South Wales Police and Crime Commissioner Alun Michael has stepped into the public row over the reductions in street-lighting carried out by the Vale of Glamorgan Council.

In a public statement Commissioner Michael – the former Labour MP for Cardiff South and Penarth – who is standing for re-election as PCC on May 5th  –  says ” In general good street lighting improves both personal safety and road safety and helps to reduce crime” – but goes on to blame the Chancellor of the Exchequer for cash-saving cuts being made by local authorities like the Vale of Glamorgan Council .

He says “police officers will continue to carefully monitor the impacts of the changes to establish if there has been any increases in crime or safety that could be attributed to the lighting reduction. However, there is no such evidence at this moment in time.”

A South Wales Police poster highlighting car break-ins in Penarth this month

A South Wales Police poster highlighting car break-ins in Penarth last month appears to contradict Police Commissioner Alun Michael’s view of crime levels in Penarth

However Alun Michael’s comments appear to fly in the face of comments by his own officers.

On February 3rd 2016 Penarth Council was told  at its monthly crime briefing there had been a “big spike” in cases of theft from motor cars in the town. Penarth police issued a poster (see above) warning of the crime spate and  urged the owners of cars and vans in Penarth to be vigilant, to investigate suspicious noises or behaviour, to park in secure, private places such as driveways or garages and in “well-lit areas.”

Street lights in Penarth were installed automatic switches to turn them off after midnight

Most street lights in Penarth were installed with automatic switches to turn them off after midnight

Alun Michael says that as the Vale Council installs more LED units with relatively low energy costs, “there may be an opportunity for a number of the current part-night lighting areas to benefit from this type of LED lighting and return to the normal “dusk until dawn” operation.”

However Commissioner Michael says “frankly I would rather see some cuts in street lighting than have greater cuts in the youth service or leisure services or sport or music – because those cuts would also affect public safety as well as quality of life.
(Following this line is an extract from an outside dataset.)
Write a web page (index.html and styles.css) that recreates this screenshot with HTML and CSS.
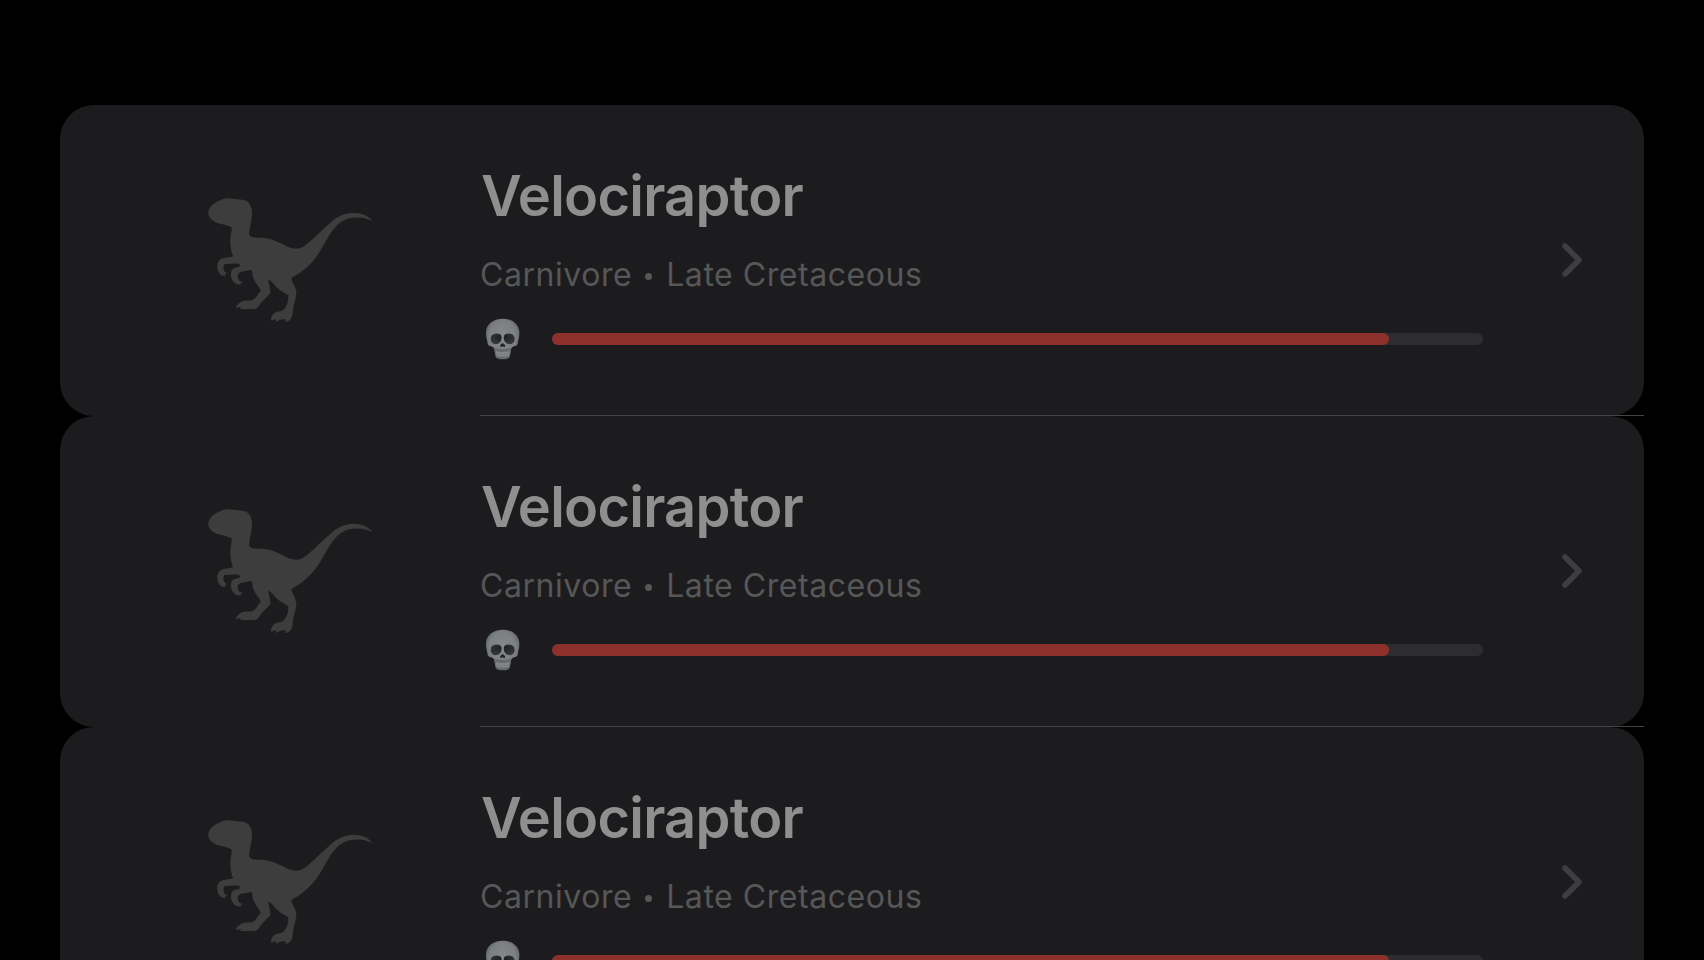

I’d rather see modest reductions in street lighting than see greater cuts in care for the elderly or in library services – and that’s the choice that has to be made.”

Alun Michael claims  “all of us are trying hard to do more with less” . However the South Wales Police Precept has increased at a rate well over inflation in every year since he came to office. In 2013 it rose by 7%, in 2014 by 5%, in 2015 by 5% and this year 2016 will rise by 4%.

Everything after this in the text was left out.